The other significant thing about St. Peter's is its Counter-Reformation thrust. The whole church is designed to make absolutely clear where the church is, and where it ain't. Around the frieze of the building runs a gold band with seven-foot tall letters (it looks like it can't be more than two feet tall from ground level) that contains every phrase spoken to Peter by Christ in the New Testament. The lettering around the base of the dome reads: "You are Peter, and upon this rock I will built my church." The basilica is built on the supposed location of Peter's tomb, directly beneath the altar. To the right of the altar is a bronze statue of Peter, holding keys in his left hand and extending his right hand in blessing, and clad in Roman toga.
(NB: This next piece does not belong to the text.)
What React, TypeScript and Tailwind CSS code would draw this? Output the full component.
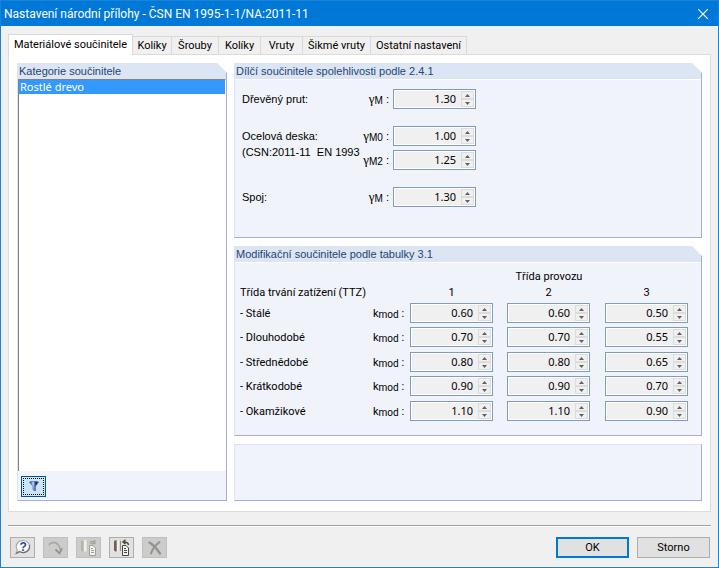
import { useState } from 'react'
import type { ReactNode } from 'react'

const tabs = [
  { label: 'Kolíky', w: 'w-[39px]' },
  { label: 'Šrouby', w: 'w-[47px]' },
  { label: 'Kolíky', w: 'w-[42px]' },
  { label: 'Vruty', w: 'w-[42px]' },
  { label: 'Šikmé vruty', w: 'w-[68px]' },
  { label: 'Ostatní nastavení', w: 'w-[96px]' },
]

const kmod = [
  { label: 'Stálé', vals: ['0.60', '0.60', '0.50'] },
  { label: 'Dlouhodobé', vals: ['0.70', '0.70', '0.55'] },
  { label: 'Střednědobé', vals: ['0.80', '0.80', '0.65'] },
  { label: 'Krátkodobé', vals: ['0.90', '0.90', '0.70'] },
  { label: 'Okamžikové', vals: ['1.10', '1.10', '0.90'] },
]

const SpinField = ({ id, initial, label }: { id: string; initial: string; label?: string }) => {
  const [val, setVal] = useState(initial)
  const step = (d: number) => setVal(v => (Number(v) + d).toFixed(2))
  return (
    <div className="flex h-5 w-[83px] border border-[#7f9db9] bg-[#f0f0f0] p-px outline outline-1 -outline-offset-2 outline-white">
      <input id={id} aria-label={label} value={val} onChange={e => setVal(e.target.value)}
        className="min-w-0 flex-1 bg-transparent pr-[5px] text-right font-['Noto_Sans',sans-serif] outline-none" />
      <div className="flex w-[13px] flex-col border border-[#dcdcdc] bg-[#f0f0f0]">
        <button type="button" aria-label="+" onClick={() => step(0.05)} className="flex flex-1 items-center justify-center border-b border-[#dcdcdc]">
          <svg width="5" height="3" viewBox="0 0 5 3" fill="#606060"><path d="M2.5 0 5 3H0z" /></svg>
        </button>
        <button type="button" aria-label="-" onClick={() => step(-0.05)} className="flex flex-1 items-center justify-center border-t border-[#dcdcdc]">
          <svg width="5" height="3" viewBox="0 0 5 3" fill="#606060"><path d="M0 0h5L2.5 3z" /></svg>
        </button>
      </div>
    </div>
  )
}

const Panel = ({ title, className = '', children }: { title: string; className?: string; children: ReactNode }) => (
  <section className={`flex flex-col border-r border-b border-l border-[#a9a9e8] border-l-[#dce5f3] bg-[#f0f3f9] [clip-path:polygon(0_0,calc(100%-10px)_0,100%_10px,100%_100%,0_100%)] ${className}`}>
    <h2 className="h-4 bg-[#dce5f4] px-px font-['Liberation_Sans',sans-serif] leading-4 text-[#1e4670]">{title}</h2>
    {children}
  </section>
)

const GammaRow = ({ id, sub, val }: { id: string; sub: string; val: string }) => (
  <div className="flex">
    <label htmlFor={id} className="flex h-5 w-8 items-center justify-end pr-1">
      <span className="font-['Liberation_Serif',serif] text-[13px]">γ</span>
      <span className="pt-1 font-['Liberation_Sans',sans-serif] text-[10px]">{sub}</span>
      <span className="pl-[3px]">:</span>
    </label>
    <SpinField id={id} initial={val} />
  </div>
)

const ToolButton = ({ label, disabled, children }: { label: string; disabled?: boolean; children: ReactNode }) => (
  <button type="button" aria-label={label} disabled={disabled}
    className="flex h-[21px] w-[25px] items-center justify-center border border-[#adadad] bg-[#e1e1e1] disabled:border-[#bfbfbf] disabled:bg-[#cccccc]">
    {children}
  </button>
)

const DbIcon = ({ id, edge, line, back }: { id: string; edge: string; line: string; back?: boolean }) => (
  <svg width="17" height="17" viewBox="0 0 17 17" fill="none">
    <defs>
      <linearGradient id={id}>
        <stop offset="0" stopColor={edge} />
        <stop offset=".3" stopColor={edge} />
        <stop offset=".5" stopColor="#f2eee4" />
        <stop offset=".75" stopColor="#f2eee4" />
        <stop offset="1" stopColor={edge} />
      </linearGradient>
    </defs>
    <path d="M1 2.5Q1 1 4.5 1T8 2.5v8.500Q8 12.500 4.500 12.500T1 11z" fill={`url(#${id})`} />
    <path d="M9.500 6.500h3.500l2.500 2.500v7.500h-6z" fill="#f3f3ee" stroke={line} />
    <path d="M11 9.500h2M11 11.500h3M11 13.500h3" stroke={line} />
    {back
      ? <path d="M15.500 6Q15 2.500 10 3M12.500 .8 10 3l2.500 2" stroke={line} strokeWidth="1.5" />
      : <path d="M10 4.500Q11 1.500 14 3M14.800 1v3.700h-3.300" stroke={line} strokeWidth="1.3" />}
  </svg>
)

export default function App() {
  return (
    <div className="flex min-h-screen flex-col border border-[#1883d7] bg-[#f0f0f0] font-[Roboto,sans-serif] text-[11px] leading-4 text-black">
      <header className="flex h-[25px] items-center justify-between bg-[#0078d7] pr-[10px] pl-[3px] text-white">
        <h1 className="text-[12px]">Nastavení národní přílohy - ČSN EN 1995-1-1/NA:2011-11</h1>
        <button type="button" aria-label="Zavřít">
          <svg width="10" height="10" viewBox="0 0 10 10" stroke="#fff" strokeWidth="1.2"><path d="M0 0l10 10M10 0 0 10" /></svg>
        </button>
      </header>

      <main className="flex flex-1 flex-col px-[7px] pt-2">
        {/* tabs */}
        <nav className="flex items-end" role="tablist">
          <button type="button" role="tab" aria-selected="true" className="z-10 -mb-px h-[21px] w-[125px] border border-b-0 border-[#d9d9d9] bg-white whitespace-nowrap">
            Materiálové součinitele
          </button>
          {tabs.map(({ label, w }, i) => (
            <button key={i} type="button" role="tab" aria-selected="false" className={`h-[18px] border-t border-r border-[#d9d9d9] pt-px whitespace-nowrap ${w}`}>
              {label}
            </button>
          ))}
        </nav>

        <div className="flex flex-1 gap-[7px] border border-[#dcdcdc] bg-white px-2 pt-2 pb-[10px]">
          <Panel title="Kategorie součinitele" className="w-[210px] shrink-0">
            <ul role="listbox" className="flex-1 border-t border-r border-l border-[#828282] border-r-white bg-white">
              <li role="option" aria-selected="true" className="h-[14px] bg-[#3399ff] pl-px font-['Noto_Sans',sans-serif] leading-[14px] text-white">Rostlé drevo</li>
            </ul>
            <div className="px-[3px] pt-[5px] pb-[3px]">
              <button type="button" aria-label="Filtr" className="flex h-[21px] w-[25px] items-center justify-center border border-[#005499] bg-[#cce4f7] outline-1 -outline-offset-3 outline-black outline-dotted">
                <svg width="10" height="11" viewBox="0 0 10 11">
                  <defs>
                    <linearGradient id="funnel">
                      <stop offset=".1" stopColor="#2c57b8" />
                      <stop offset=".4" stopColor="#c6dcfa" />
                      <stop offset=".7" stopColor="#142a66" />
                    </linearGradient>
                  </defs>
                  <path d="M.5 1Q5-.5 9.5 1L6.3 5.5V10L4 8.8V5.5z" fill="url(#funnel)" stroke="#34559a" strokeWidth=".6" />
                </svg>
              </button>
            </div>
          </Panel>

          <div className="flex flex-1 flex-col gap-2">
            <Panel title="Dílčí součinitele spolehlivosti podle 2.4.1">
              <div className="flex flex-col gap-[17px] border-t border-white px-[7px] pt-[9px] pb-[30px] font-['Liberation_Sans',sans-serif]">
                <div className="flex">
                  <div className="w-[119px] pt-[2px]">Dřevěný prut:</div>
                  <GammaRow id="prut" sub="M" val="1.30" />
                </div>
                <div className="flex">
                  <div className="w-[119px] pt-[2px] whitespace-pre">
                    <div>Ocelová deska:</div>
                    <div>(CSN:2011-11  EN 1993</div>
                  </div>
                  <div className="flex flex-col gap-1">
                    <GammaRow id="deska0" sub="M0" val="1.00" />
                    <GammaRow id="deska2" sub="M2" val="1.25" />
                  </div>
                </div>
                <div className="flex">
                  <div className="w-[119px] pt-[2px]">Spoj:</div>
                  <GammaRow id="spoj" sub="M" val="1.30" />
                </div>
              </div>
            </Panel>

            <Panel title="Modifikační součinitele podle tabulky 3.1">
              <div className="border-t border-white px-[5px] pt-[6px] pb-[10px]">
                <table className="table-fixed border-collapse text-left">
                  <colgroup>
                    <col className="w-[133px]" />
                    <col className="w-[37px]" />
                    <col className="w-[97px]" />
                    <col className="w-[98px]" />
                    <col className="w-[83px]" />
                  </colgroup>
                  <thead>
                    <tr className="h-4">
                      <td colSpan={2} />
                      <th colSpan={3} className="p-0 text-center font-normal">Třída provozu</th>
                    </tr>
                    <tr className="h-[18px] align-top">
                      <th colSpan={2} className="p-0 font-normal">Třída trvání zatížení (TTZ)</th>
                      {['1', '2', '3'].map(n => (
                        <th key={n} className="p-0 font-normal"><span className="block w-[83px] text-center">{n}</span></th>
                      ))}
                    </tr>
                  </thead>
                  <tbody>
                    {kmod.map(({ label, vals }, r) => (
                      <tr key={label} className="h-6 align-top even:h-[25px]">
                        <th className="p-0 pt-[3px] font-normal">- {label}</th>
                        <td className="p-0 pt-[3px] whitespace-nowrap">
                          k<span className="relative top-px text-[10px]">mod</span> :
                        </td>
                        {vals.map((v, c) => (
                          <td key={c} className="p-0"><SpinField id={`kmod-${r}-${c}`} label={`${label} ${c + 1}`} initial={v} /></td>
                        ))}
                      </tr>
                    ))}
                  </tbody>
                </table>
              </div>
            </Panel>

            <section className="flex-1 border border-[#a9a9e8] border-t-[#dce5f3] border-l-[#dce5f3] bg-[#f0f3f9]" />
          </div>
        </div>

        <div className="mt-[13px] h-[2px] border-t border-[#a0a0a0] bg-white" />

        <footer className="flex items-center gap-2 pt-[10px] pr-px pb-[9px] pl-[2px]">
          <ToolButton label="Nápověda">
            <svg width="17" height="17" viewBox="0 0 17 17">
              <path d="M9 1.500a6.500 6 0 1 1-3.500 11L2 14.500l1.500-3.500A6.300 6 0 0 1 9 1.500z" fill="#fafafa" stroke="#a8a8a8" strokeWidth="1.200" />
              <path d="M15.300 6A6.500 6 0 0 1 5.500 12.600L2 14.500" fill="none" stroke="#6f6f6f" strokeWidth="1.200" />
              <text x="5.500" y="12" fontSize="12" fontWeight="bold" fill="#2f4896" fontFamily="Liberation Sans">?</text>
            </svg>
          </ToolButton>
          <ToolButton label="Převzít" disabled>
            <svg width="16" height="16" viewBox="0 0 16 16" fill="none">
              <path d="M1 5Q9-1 12 10" stroke="#aaaaa2" strokeWidth="2.600" />
              <path d="M2 5.300Q9 1 11 10" stroke="#dadad2" />
              <path d="M7.500 9.500l4 3.800 2.500-5" stroke="#92928a" strokeWidth="1.800" />
            </svg>
          </ToolButton>
          <ToolButton label="Uložit jako výchozí" disabled><DbIcon id="dbSave" edge="#b3b3a8" line="#a09f95" /></ToolButton>
          <ToolButton label="Načíst výchozí"><DbIcon id="dbLoad" edge="#6e6058" line="#484848" back /></ToolButton>
          <ToolButton label="Smazat" disabled>
            <svg width="16" height="16" viewBox="0 0 16 16" fill="none" stroke="#94948c" strokeLinecap="round">
              <path d="M2.500 2.500Q8 6 13 13.500" strokeWidth="2.400" />
              <path d="M12.500 2Q6.500 6.500 4 13.500" strokeWidth="2" />
            </svg>
          </ToolButton>
          <button type="button" className="ml-auto h-[21px] w-[73px] border-2 border-[#0078d7] bg-[#e1e1e1]">OK</button>
          <button type="button" className="h-[21px] w-[73px] border border-[#adadad] bg-[#e1e1e1]">Storno</button>
        </footer>
      </main>
    </div>
  )
}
He is wearing the toga of a Roman senator, and pious pilgrims touch or kiss his foot.

The climax of any tour of the basilica is Michelangelo's Pieta, with the life size sculpture of Christ's corpse being held by a larger-than-life Mary. Her size, and yet her youth, capture in the abstract of non-realism her maternal love for our savior. Unfortunately, it is behind bulletproof glass because a crazy man came into a church a few years ago and began chipping it with a hammer.
After a stroll through the crypt (where I located the tomb of John Paul II) and the treasury (uninteresting except for a single pillar from the Constantinian basilica), I headed out for the National Museum of Rome. Once in the square, I turned around for my first look at the Basilica of St. Peter from the outside.

Wow.

My evening in the National Museum of Rome didn't quite compare to either experience, but it is definitely worth a trip. It is one of the four great museums in Rome (with the Vatican, the Capitoline Museum, and the Borghese Gallery which I won't be getting to) and contains a collection of Roman sculpture that chronicles the rise and fall of the Roman Empire. Neato.

And that was my Wednesday at the Vatican.